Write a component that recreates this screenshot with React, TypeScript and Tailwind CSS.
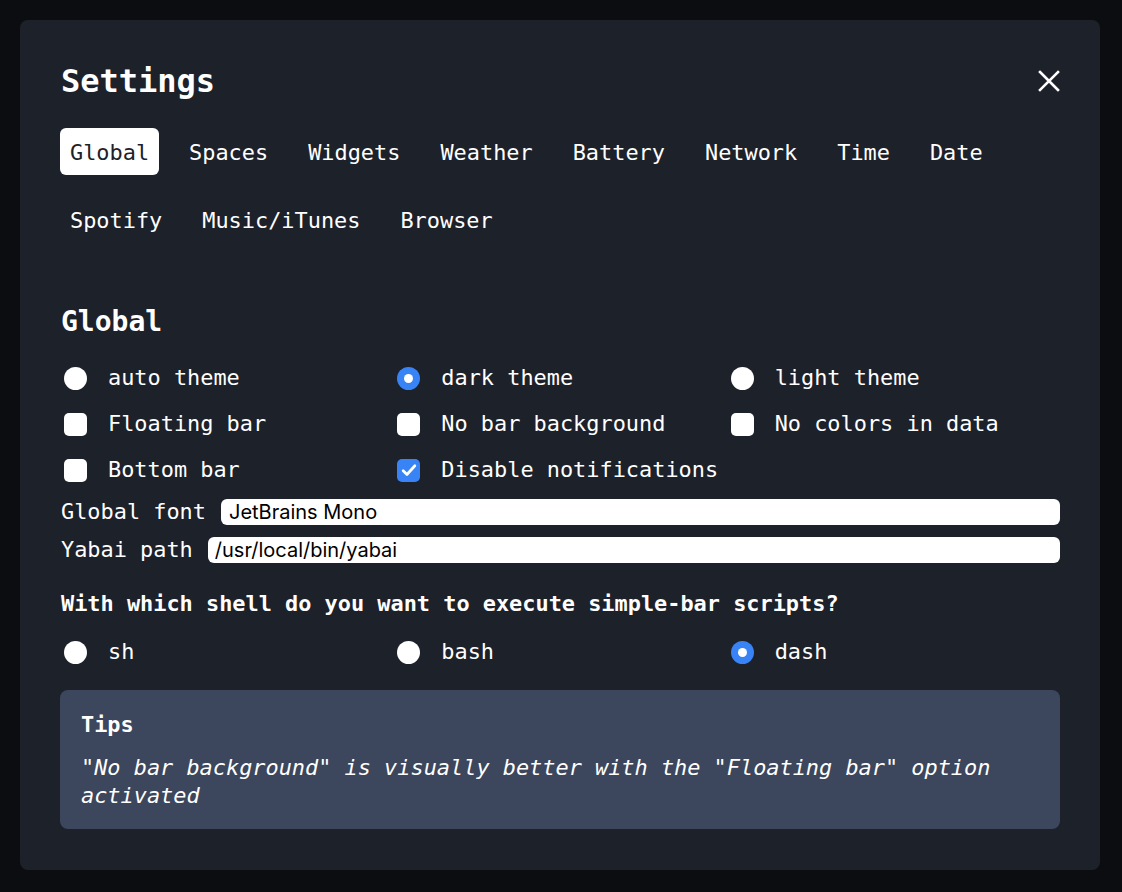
import { useState } from 'react';

const TABS = ['Global', 'Spaces', 'Widgets', 'Weather', 'Battery', 'Network', 'Time', 'Date', 'Spotify', 'Music/iTunes', 'Browser'];

function Radio({ checked, label }: { checked?: boolean; label: string }) {
  return (
    <label className="flex items-center h-[46px]">
      <span
        className={`ml-[4px] w-[23px] h-[23px] rounded-full flex items-center justify-center shrink-0 ${checked ? 'bg-[#3884f6]' : 'bg-white'}`}
      >
        {checked && <span className="w-[9px] h-[9px] rounded-full bg-white" />}
      </span>
      <span className="ml-[21px]">{label}</span>
    </label>
  );
}

function Check({ checked, label }: { checked?: boolean; label: string }) {
  return (
    <label className="flex items-center h-[46px]">
      <span
        className={`ml-[4px] w-[23px] h-[23px] rounded-[5px] flex items-center justify-center shrink-0 ${checked ? 'bg-[#3884f6]' : 'bg-white'}`}
      >
        {checked && (
          <svg width="18" height="18" viewBox="0 0 16 16" fill="none">
            <path d="M2.8 8.6l3.4 3.4L13.2 4.2" stroke="white" strokeWidth="2.4" strokeLinecap="round" strokeLinejoin="round" />
          </svg>
        )}
      </span>
      <span className="ml-[21px]">{label}</span>
    </label>
  );
}

function App() {
  const [tab, setTab] = useState('Global');

  return (
    <div
      className="min-h-screen bg-[#0b0d11] p-[20px] text-[21.9px] text-white"
      style={{ fontFamily: '"DejaVu Sans Mono", "Liberation Mono", monospace' }}
    >
      <div className="bg-[#1d212a] rounded-[8px] px-[40px] pt-[41px] pb-[40px] w-[1080px] h-[850px]">
        {/* Header */}
        <div className="flex items-center justify-between h-[40px]">
          <h1 className="text-[32px] font-bold leading-[40px] ml-[1px]">Settings</h1>
          <button className="w-[30px] h-[30px] flex items-center justify-center -mr-[4px]">
            <svg width="22" height="22" viewBox="0 0 22 22" fill="none">
              <path d="M2 2L20 20M20 2L2 20" stroke="white" strokeWidth="2.6" strokeLinecap="square" />
            </svg>
          </button>
        </div>

        {/* Tabs */}
        <div className="flex flex-wrap gap-x-[20px] gap-y-[21px] mt-[27px] w-[940px]">
          {TABS.map((t) => (
            <button
              key={t}
              onClick={() => setTab(t)}
              className={`h-[47px] px-[10px] pt-[2px] rounded-[6px] leading-none ${tab === t ? 'bg-white text-[#1d212a]' : 'text-white'}`}
            >
              {t}
            </button>
          ))}
        </div>

        {/* Global section */}
        <h2 className="text-[28px] font-bold leading-[34px] mt-[62px] ml-[1px]">Global</h2>
        <div className="grid grid-cols-3 mt-[16px]">
          <Radio label="auto theme" />
          <Radio label="dark theme" checked />
          <Radio label="light theme" />
          <Check label="Floating bar" />
          <Check label="No bar background" />
          <Check label="No colors in data" />
          <Check label="Bottom bar" />
          <Check label="Disable notifications" checked />
        </div>

        <div className="flex items-center h-[38px]">
          <span className="ml-[1px] mr-[15px] whitespace-nowrap">Global font</span>
          <input
            readOnly
            value="JetBrains Mono"
            className="flex-1 h-[26px] rounded-[6px] bg-white text-black text-[20px] px-[8px] outline-none"
            style={{ fontFamily: 'Inter, "Liberation Sans", sans-serif' }}
          />
        </div>
        <div className="flex items-center h-[38px]">
          <span className="ml-[1px] mr-[15px] whitespace-nowrap">Yabai path</span>
          <input
            readOnly
            value="/usr/local/bin/yabai"
            className="flex-1 h-[26px] rounded-[6px] bg-white text-black text-[20px] px-[7px] outline-none"
            style={{ fontFamily: 'Inter, "Liberation Sans", sans-serif' }}
          />
        </div>

        <p className="font-bold leading-[30px] mt-[20px] ml-[1px]">With which shell do you want to execute simple-bar scripts?</p>
        <div className="grid grid-cols-3 mt-[10px]">
          <Radio label="sh" />
          <Radio label="bash" />
          <Radio label="dash" checked />
        </div>

        {/* Tips */}
        <div className="bg-[#3c465c] rounded-[8px] mt-[15px] px-[21px] pt-[20px] pb-[19px]">
          <div className="font-bold leading-[30px]">Tips</div>
          <p className="italic leading-[28px] mt-[14px]">
            "No bar background" is visually better with the "Floating bar" option activated
          </p>
        </div>
      </div>
    </div>
  );
}

export default App;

★ ★ ★ ★ ★ ★ ★

Short exercise: Reproduce all of the data exactly, omitting each picture it holds.

Full solution:
Write a component that recreates this screenshot with React, TypeScript and Tailwind CSS.
import { useState } from 'react';

const TABS = ['Global', 'Spaces', 'Widgets', 'Weather', 'Battery', 'Network', 'Time', 'Date', 'Spotify', 'Music/iTunes', 'Browser'];

function Radio({ checked, label }: { checked?: boolean; label: string }) {
  return (
    <label className="flex items-center h-[46px]">
      <span
        className={`ml-[4px] w-[23px] h-[23px] rounded-full flex items-center justify-center shrink-0 ${checked ? 'bg-[#3884f6]' : 'bg-white'}`}
      >
        {checked && <span className="w-[9px] h-[9px] rounded-full bg-white" />}
      </span>
      <span className="ml-[21px]">{label}</span>
    </label>
  );
}

function Check({ checked, label }: { checked?: boolean; label: string }) {
  return (
    <label className="flex items-center h-[46px]">
      <span
        className={`ml-[4px] w-[23px] h-[23px] rounded-[5px] flex items-center justify-center shrink-0 ${checked ? 'bg-[#3884f6]' : 'bg-white'}`}
      >
        {checked && (
          <svg width="18" height="18" viewBox="0 0 16 16" fill="none">
            <path d="M2.8 8.6l3.4 3.4L13.2 4.2" stroke="white" strokeWidth="2.4" strokeLinecap="round" strokeLinejoin="round" />
          </svg>
        )}
      </span>
      <span className="ml-[21px]">{label}</span>
    </label>
  );
}

function App() {
  const [tab, setTab] = useState('Global');

  return (
    <div
      className="min-h-screen bg-[#0b0d11] p-[20px] text-[21.9px] text-white"
      style={{ fontFamily: '"DejaVu Sans Mono", "Liberation Mono", monospace' }}
    >
      <div className="bg-[#1d212a] rounded-[8px] px-[40px] pt-[41px] pb-[40px] w-[1080px] h-[850px]">
        {/* Header */}
        <div className="flex items-center justify-between h-[40px]">
          <h1 className="text-[32px] font-bold leading-[40px] ml-[1px]">Settings</h1>
          <button className="w-[30px] h-[30px] flex items-center justify-center -mr-[4px]">
            <svg width="22" height="22" viewBox="0 0 22 22" fill="none">
              <path d="M2 2L20 20M20 2L2 20" stroke="white" strokeWidth="2.6" strokeLinecap="square" />
            </svg>
          </button>
        </div>

        {/* Tabs */}
        <div className="flex flex-wrap gap-x-[20px] gap-y-[21px] mt-[27px] w-[940px]">
          {TABS.map((t) => (
            <button
              key={t}
              onClick={() => setTab(t)}
              className={`h-[47px] px-[10px] pt-[2px] rounded-[6px] leading-none ${tab === t ? 'bg-white text-[#1d212a]' : 'text-white'}`}
            >
              {t}
            </button>
          ))}
        </div>

        {/* Global section */}
        <h2 className="text-[28px] font-bold leading-[34px] mt-[62px] ml-[1px]">Global</h2>
        <div className="grid grid-cols-3 mt-[16px]">
          <Radio label="auto theme" />
          <Radio label="dark theme" checked />
          <Radio label="light theme" />
          <Check label="Floating bar" />
          <Check label="No bar background" />
          <Check label="No colors in data" />
          <Check label="Bottom bar" />
          <Check label="Disable notifications" checked />
        </div>

        <div className="flex items-center h-[38px]">
          <span className="ml-[1px] mr-[15px] whitespace-nowrap">Global font</span>
          <input
            readOnly
            value="JetBrains Mono"
            className="flex-1 h-[26px] rounded-[6px] bg-white text-black text-[20px] px-[8px] outline-none"
            style={{ fontFamily: 'Inter, "Liberation Sans", sans-serif' }}
          />
        </div>
        <div className="flex items-center h-[38px]">
          <span className="ml-[1px] mr-[15px] whitespace-nowrap">Yabai path</span>
          <input
            readOnly
            value="/usr/local/bin/yabai"
            className="flex-1 h-[26px] rounded-[6px] bg-white text-black text-[20px] px-[7px] outline-none"
            style={{ fontFamily: 'Inter, "Liberation Sans", sans-serif' }}
          />
        </div>

        <p className="font-bold leading-[30px] mt-[20px] ml-[1px]">With which shell do you want to execute simple-bar scripts?</p>
        <div className="grid grid-cols-3 mt-[10px]">
          <Radio label="sh" />
          <Radio label="bash" />
          <Radio label="dash" checked />
        </div>

        {/* Tips */}
        <div className="bg-[#3c465c] rounded-[8px] mt-[15px] px-[21px] pt-[20px] pb-[19px]">
          <div className="font-bold leading-[30px]">Tips</div>
          <p className="italic leading-[28px] mt-[14px]">
            "No bar background" is visually better with the "Floating bar" option activated
          </p>
        </div>
      </div>
    </div>
  );
}

export default App;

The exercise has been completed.